Extending one leaf in a cherry of S

Therefore, the total probability for a particular history is given by

$$\begin{aligned} p_{i_1i_2i_3i_4|h,(S,\varvec{\tau },\varvec{\theta })}&= \displaystyle \int _{\mathbf {t}} q^*_{i_1i_2i_3i_4|(G,\mathbf t ,\varvec{\theta })} f_h((G,\mathbf {t})|(S,\varvec{\tau })) \ \mathrm{d}\mathbf {t} \\&= \displaystyle \int _{\mathbf {t}} \left( \displaystyle \sum _{1 \le j \le 4} (M_{ji_3}) p^*_{i_1i_2ji_4|(G,\mathbf t ,\varvec{\theta })} \right) f_h((G,\mathbf {t})|(S,\varvec{\xi })) \ \mathrm{d}\mathbf {t} \\&= \displaystyle \sum _{1 \le j \le 4} (M_{ji_3}) \displaystyle \left( \int _{\mathbf {t}} p^*_{i_1i_2ji_4|(G,\mathbf t ,\varvec{\theta })} f_h((G,\mathbf {t})|(S,\varvec{\xi })) \ \mathrm{d}\mathbf {t} \right) \\&= \displaystyle \sum _{1 \le j \le 4} \displaystyle (M_{ji_3}) p_{i_1i_2j i_4|h,(S,\varvec{\xi },\varvec{\theta })} \\ \end{aligned}$$

Summing over all histories, we also obtain

$$\begin{aligned} p_{i_1i_2i_3i_4|(S,\varvec{\tau },\varvec{\theta })}= \displaystyle \sum _{1 \le j \le 4} \displaystyle (M_{ji_3}) p_{i_1i_2j i_4|(S,\varvec{\xi },\varvec{\theta })}. \end{aligned}$$

Now consider the column of \(Flat_{L_1|L_2}(P_{(S,\varvec{\tau },\varvec{\theta })})\) indexed by the joint state \(i_3i_4\).
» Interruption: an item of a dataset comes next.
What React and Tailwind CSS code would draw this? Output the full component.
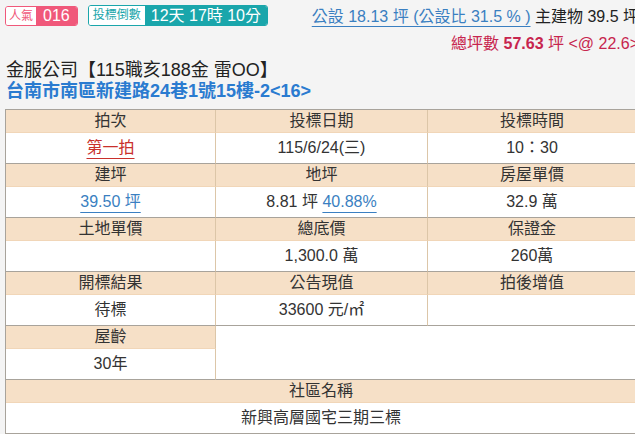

The formula above shows that this column is a linear combination of the columns of \(Flat_{L_1|L_2}(P_{(S,\varvec{\xi },\varvec{\theta })})\) indexed by \(1i_4,2i_4, 3i_4,\) and \(4i_4\). Therefore,

$$\begin{aligned} rank(Flat_{L_1|L_2}(P_{(S,\varvec{\tau },\varvec{\theta })})) \le rank(Flat_{L_1|L_2}(P_{(S,\varvec{\xi },\varvec{\theta })})). \end{aligned}$$

Thus, any four-leaf species tree \((S,\varvec{\tau })\) with a (CD) cherry can be constructed by lengthening one terminal edge in a tree \((S,\varvec{\xi })\) with a (CD) cherry that satisfies \(\xi _C = \xi _D\). The tree \((S,\varvec{\xi })\) may not be equidistant, but it is still clear from the symmetry in the cherry that for any choice of continuous parameters, we will have

$$\begin{aligned} p_{i_1i_2i_3i_4|(S,\varvec{\xi },\varvec{\theta })}= p_{i_1i_2i_4i_3|(S,\varvec{\xi },\varvec{\theta })}, \end{aligned}$$

which implies that \( rank(Flat_{L_1|L_2}(P_{(S,\varvec{\xi },\varvec{\theta })})) \le 10\), and hence that \( rank(Flat_{L_1|L_2}(P_{(S,\varvec{\tau },\varvec{\theta })})) \le 10. \)\(\square \)

Theorem 3.5

Let S be a four-taxon symmetric ((AB), (CD)) or asymmetric (A, (B, (CD)) species tree with a cherry (CD). Let \(L_1|L_2\) be one of the splits AC|BD, or AD|BC. Consider the clockless coalescent when the underlying nucleotide substitution model is any of the following: JC69, K2P, K3P, F81, HKY85, TN93, or GTR. Then, for generic distributions \(P_{(S,\varvec{\tau },\varvec{\theta })} \in \mathcal {C}^*(S)\),

$$\begin{aligned} rank(Flat_{L_1|L_2}(P_{(S,\varvec{\tau },\varvec{\theta })})) =16. \end{aligned}$$

Proof

Consider the degree 16 polynomial \(\det (Flat_{L_1|L_2}(q))\) in the ring \(\mathbb {R}[q_{i_1\ldots i_n}: 1 \le i_1, \ldots , i_4 \le 4].\) Any choice of continuous parameters for the clockless coalescent that satisfies

$$\begin{aligned} rank(Flat_{L_1|L_2}(P_{(S,\varvec{\tau },\varvec{\theta })})) < 16, \end{aligned}$$

must be contained in the real analytic variety \(\mathcal {V}(\det (Flat_{L_1|L_2}(q)) \circ \psi _S)\). As per the discussion at the beginning of Section 3, to show that this is a set of measure zero, we need only verify that the function \(\det (Flat_{L_1|L_2}(q)) \circ \psi _S\) is not identically zero. To do so, we need only produce a single choice of parameters for both the symmetric and asymmetric trees for which \(Flat_{AC|BD}(P_{(S,\varvec{\tau },\varvec{\theta })})\) is rank 16 and likewise for \(Flat_{AD|BC}(P_{(S,\varvec{\tau },\varvec{\theta })})\). In fact, we can address both the symmetric and asymmetric cases with one tree by letting S be the symmetric tree and setting \(\tau _{AB} = 0\). In the supplemental materials, we choose parameters from the Jukes–Cantor model and show that both flattening matrices for the invalid splits are rank 16. Since the Jukes–Cantor model is contained in JC69, K2P, K3P, F81, HKY85, and TN93, this choice of parameters establishes the result for each of these.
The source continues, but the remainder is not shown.